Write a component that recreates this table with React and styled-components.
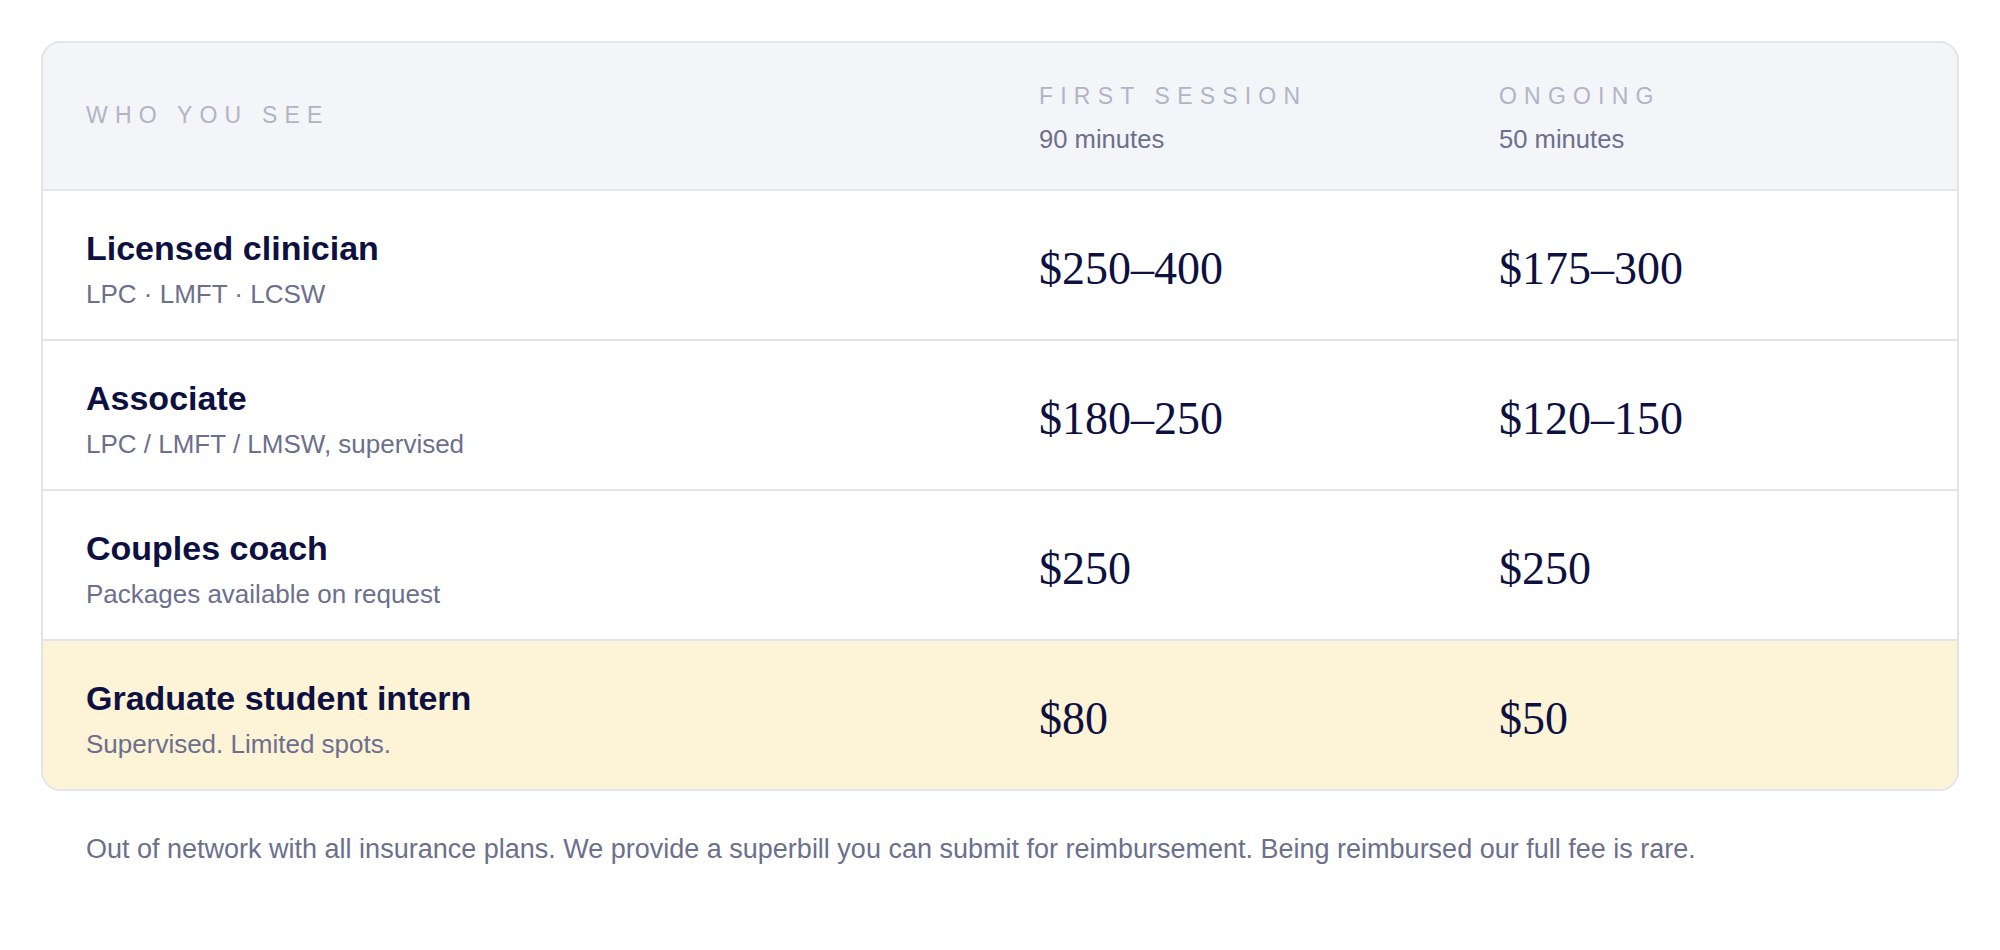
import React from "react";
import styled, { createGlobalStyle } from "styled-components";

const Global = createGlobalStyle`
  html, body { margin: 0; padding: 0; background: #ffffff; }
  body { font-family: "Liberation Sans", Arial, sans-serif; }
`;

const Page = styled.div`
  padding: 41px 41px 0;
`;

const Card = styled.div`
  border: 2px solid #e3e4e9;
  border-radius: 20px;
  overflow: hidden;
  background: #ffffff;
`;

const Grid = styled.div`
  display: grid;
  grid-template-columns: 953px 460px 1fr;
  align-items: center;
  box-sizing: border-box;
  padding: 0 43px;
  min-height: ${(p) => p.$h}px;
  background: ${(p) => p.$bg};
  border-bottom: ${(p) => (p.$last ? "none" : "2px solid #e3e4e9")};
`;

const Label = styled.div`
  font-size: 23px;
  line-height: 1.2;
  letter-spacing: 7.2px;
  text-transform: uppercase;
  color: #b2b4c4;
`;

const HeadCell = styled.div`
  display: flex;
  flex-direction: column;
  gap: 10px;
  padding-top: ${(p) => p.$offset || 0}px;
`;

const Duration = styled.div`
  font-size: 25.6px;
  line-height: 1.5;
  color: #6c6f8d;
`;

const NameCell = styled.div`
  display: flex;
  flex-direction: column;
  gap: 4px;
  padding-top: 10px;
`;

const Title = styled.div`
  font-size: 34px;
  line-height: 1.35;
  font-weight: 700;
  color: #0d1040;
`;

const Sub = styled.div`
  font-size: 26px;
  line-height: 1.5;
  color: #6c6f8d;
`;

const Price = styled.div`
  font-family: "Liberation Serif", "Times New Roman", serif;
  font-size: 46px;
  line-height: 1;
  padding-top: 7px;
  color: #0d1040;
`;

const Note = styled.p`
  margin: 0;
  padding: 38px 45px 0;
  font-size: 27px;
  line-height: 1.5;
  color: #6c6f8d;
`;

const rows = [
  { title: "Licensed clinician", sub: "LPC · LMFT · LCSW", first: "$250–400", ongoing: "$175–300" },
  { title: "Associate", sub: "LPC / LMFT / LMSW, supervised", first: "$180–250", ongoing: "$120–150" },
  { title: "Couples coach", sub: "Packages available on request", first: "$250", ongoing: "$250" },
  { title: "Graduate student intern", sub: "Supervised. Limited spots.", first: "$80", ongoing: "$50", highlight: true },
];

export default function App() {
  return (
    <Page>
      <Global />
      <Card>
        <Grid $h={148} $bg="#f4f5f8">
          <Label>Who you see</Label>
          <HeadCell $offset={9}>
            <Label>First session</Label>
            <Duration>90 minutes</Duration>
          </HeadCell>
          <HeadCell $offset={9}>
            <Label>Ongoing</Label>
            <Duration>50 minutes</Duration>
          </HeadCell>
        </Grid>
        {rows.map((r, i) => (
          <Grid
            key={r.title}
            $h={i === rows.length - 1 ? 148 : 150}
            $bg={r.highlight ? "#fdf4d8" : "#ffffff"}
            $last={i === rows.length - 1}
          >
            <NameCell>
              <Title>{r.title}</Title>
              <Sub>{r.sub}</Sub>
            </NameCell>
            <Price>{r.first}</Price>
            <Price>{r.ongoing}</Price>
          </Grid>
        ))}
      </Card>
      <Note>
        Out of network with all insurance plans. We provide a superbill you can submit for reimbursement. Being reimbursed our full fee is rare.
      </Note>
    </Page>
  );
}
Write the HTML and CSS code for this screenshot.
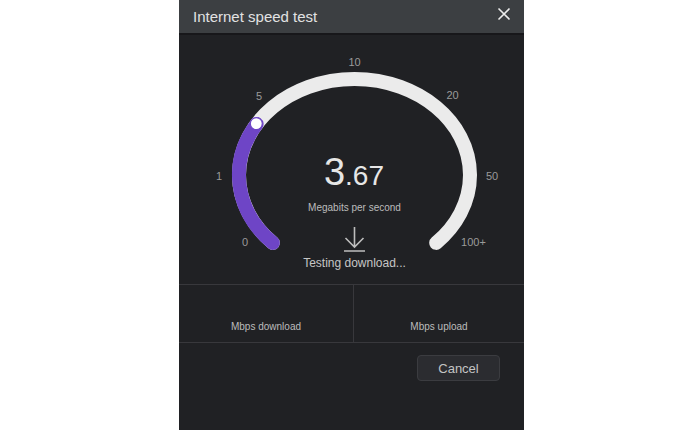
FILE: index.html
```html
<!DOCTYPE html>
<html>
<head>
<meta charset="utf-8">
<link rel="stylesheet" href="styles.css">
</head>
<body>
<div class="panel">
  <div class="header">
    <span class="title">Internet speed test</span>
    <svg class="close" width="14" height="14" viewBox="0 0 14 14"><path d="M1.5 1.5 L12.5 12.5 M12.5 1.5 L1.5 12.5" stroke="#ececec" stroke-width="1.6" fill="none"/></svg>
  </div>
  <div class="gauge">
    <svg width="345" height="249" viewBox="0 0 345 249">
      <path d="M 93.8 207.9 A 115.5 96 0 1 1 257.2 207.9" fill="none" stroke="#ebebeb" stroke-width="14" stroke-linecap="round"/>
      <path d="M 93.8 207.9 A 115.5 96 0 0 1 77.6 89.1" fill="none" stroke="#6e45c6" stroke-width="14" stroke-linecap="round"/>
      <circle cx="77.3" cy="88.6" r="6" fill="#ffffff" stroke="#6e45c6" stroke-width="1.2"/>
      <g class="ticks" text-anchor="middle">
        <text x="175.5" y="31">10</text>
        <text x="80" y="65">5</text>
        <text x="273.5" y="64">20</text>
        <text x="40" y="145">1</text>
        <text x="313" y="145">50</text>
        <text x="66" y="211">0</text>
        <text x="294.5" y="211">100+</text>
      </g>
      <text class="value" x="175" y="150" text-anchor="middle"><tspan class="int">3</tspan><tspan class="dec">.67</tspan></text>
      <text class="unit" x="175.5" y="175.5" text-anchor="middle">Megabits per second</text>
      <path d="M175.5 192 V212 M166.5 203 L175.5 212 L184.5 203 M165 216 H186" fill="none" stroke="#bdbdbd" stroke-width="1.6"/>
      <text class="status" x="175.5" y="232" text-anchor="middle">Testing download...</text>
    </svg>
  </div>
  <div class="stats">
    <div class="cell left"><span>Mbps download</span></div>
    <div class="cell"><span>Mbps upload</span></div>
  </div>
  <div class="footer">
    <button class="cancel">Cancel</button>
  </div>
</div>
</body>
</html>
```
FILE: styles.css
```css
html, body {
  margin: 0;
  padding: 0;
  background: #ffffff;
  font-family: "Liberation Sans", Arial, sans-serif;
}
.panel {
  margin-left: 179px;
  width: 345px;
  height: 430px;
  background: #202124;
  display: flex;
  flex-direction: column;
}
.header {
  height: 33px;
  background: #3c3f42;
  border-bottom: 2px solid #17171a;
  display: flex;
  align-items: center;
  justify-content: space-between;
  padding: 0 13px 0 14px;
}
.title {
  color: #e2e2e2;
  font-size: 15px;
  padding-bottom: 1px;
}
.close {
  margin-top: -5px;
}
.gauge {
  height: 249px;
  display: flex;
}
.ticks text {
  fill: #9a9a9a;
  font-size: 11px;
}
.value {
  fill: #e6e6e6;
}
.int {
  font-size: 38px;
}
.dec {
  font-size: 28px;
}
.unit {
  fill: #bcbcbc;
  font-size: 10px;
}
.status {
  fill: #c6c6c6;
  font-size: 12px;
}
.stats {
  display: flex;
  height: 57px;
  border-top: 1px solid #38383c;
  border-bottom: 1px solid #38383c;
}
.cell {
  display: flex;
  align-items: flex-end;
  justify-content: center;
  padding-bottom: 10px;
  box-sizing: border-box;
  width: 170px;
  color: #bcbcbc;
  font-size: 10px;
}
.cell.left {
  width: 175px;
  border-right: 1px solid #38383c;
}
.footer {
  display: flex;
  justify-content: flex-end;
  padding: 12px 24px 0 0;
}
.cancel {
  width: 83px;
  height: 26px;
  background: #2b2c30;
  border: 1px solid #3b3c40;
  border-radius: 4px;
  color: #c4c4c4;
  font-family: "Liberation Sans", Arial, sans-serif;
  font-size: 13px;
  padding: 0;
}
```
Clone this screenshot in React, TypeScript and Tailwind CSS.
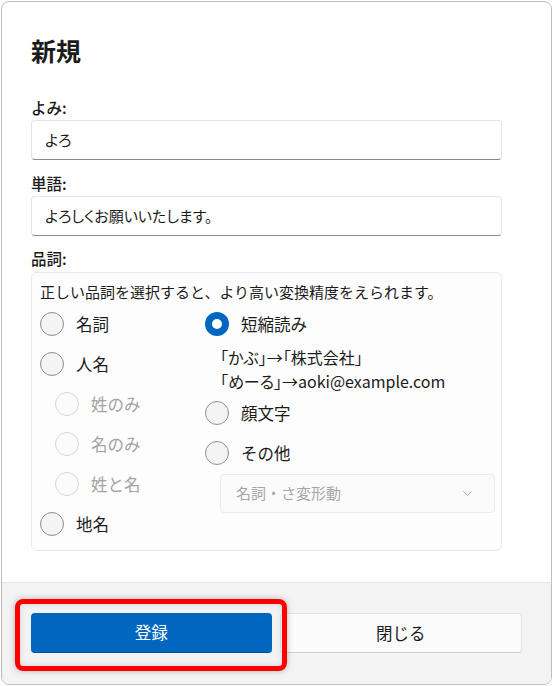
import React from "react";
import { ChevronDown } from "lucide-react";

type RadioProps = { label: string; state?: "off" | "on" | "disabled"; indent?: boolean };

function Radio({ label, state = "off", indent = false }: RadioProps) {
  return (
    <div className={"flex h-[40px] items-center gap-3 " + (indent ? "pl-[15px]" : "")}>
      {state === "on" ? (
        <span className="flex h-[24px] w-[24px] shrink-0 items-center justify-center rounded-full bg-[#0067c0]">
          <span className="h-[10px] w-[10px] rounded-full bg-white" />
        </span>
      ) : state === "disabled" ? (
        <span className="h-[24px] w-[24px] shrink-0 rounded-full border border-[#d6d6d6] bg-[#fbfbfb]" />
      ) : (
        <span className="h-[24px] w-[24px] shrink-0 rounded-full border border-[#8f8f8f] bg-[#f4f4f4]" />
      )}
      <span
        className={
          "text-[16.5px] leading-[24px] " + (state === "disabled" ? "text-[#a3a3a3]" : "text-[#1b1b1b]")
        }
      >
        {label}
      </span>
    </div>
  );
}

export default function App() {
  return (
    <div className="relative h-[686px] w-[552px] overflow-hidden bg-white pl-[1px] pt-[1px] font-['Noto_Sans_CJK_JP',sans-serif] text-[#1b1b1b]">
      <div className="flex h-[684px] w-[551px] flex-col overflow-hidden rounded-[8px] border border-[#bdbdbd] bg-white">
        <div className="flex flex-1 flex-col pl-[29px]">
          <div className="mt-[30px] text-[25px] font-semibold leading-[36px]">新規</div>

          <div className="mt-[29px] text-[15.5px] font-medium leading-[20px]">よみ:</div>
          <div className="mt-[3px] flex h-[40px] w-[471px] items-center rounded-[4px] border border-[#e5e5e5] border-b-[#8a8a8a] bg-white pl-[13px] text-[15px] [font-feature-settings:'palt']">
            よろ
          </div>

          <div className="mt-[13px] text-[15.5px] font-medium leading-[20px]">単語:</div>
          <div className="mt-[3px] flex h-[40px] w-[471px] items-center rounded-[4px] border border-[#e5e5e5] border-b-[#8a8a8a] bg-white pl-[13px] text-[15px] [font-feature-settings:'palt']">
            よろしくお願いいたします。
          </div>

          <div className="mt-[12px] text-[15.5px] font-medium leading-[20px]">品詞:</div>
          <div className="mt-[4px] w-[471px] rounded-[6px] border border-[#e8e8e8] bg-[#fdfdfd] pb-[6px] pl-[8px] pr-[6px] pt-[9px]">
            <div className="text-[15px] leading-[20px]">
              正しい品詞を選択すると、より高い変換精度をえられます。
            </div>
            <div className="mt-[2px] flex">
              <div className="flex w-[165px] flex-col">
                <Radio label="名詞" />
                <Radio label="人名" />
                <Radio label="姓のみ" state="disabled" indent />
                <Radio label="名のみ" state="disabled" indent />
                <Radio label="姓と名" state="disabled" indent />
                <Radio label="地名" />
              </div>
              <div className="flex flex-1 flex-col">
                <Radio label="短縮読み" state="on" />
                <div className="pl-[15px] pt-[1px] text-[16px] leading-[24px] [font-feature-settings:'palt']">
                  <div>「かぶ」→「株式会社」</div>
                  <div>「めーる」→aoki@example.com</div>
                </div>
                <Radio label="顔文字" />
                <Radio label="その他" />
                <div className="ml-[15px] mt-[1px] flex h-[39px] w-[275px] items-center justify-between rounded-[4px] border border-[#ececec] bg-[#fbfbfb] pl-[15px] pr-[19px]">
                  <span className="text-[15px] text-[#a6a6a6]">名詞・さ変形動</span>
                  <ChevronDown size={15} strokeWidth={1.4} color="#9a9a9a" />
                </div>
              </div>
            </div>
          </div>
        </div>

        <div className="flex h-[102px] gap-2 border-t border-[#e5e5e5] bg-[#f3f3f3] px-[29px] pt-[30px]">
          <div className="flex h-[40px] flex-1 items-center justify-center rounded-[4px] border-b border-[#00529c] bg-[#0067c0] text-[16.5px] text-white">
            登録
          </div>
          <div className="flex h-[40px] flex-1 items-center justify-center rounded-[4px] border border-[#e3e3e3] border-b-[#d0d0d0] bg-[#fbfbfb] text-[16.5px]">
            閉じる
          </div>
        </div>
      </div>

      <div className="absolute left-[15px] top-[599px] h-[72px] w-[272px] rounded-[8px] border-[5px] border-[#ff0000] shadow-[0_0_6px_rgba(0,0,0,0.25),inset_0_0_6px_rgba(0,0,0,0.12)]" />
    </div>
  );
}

○ ○ ○ ○ ○

- [Exercise goal]: Tally the lines of the listing in which the word "Write" occurs, and state the total alone.

- [Expected output]: 2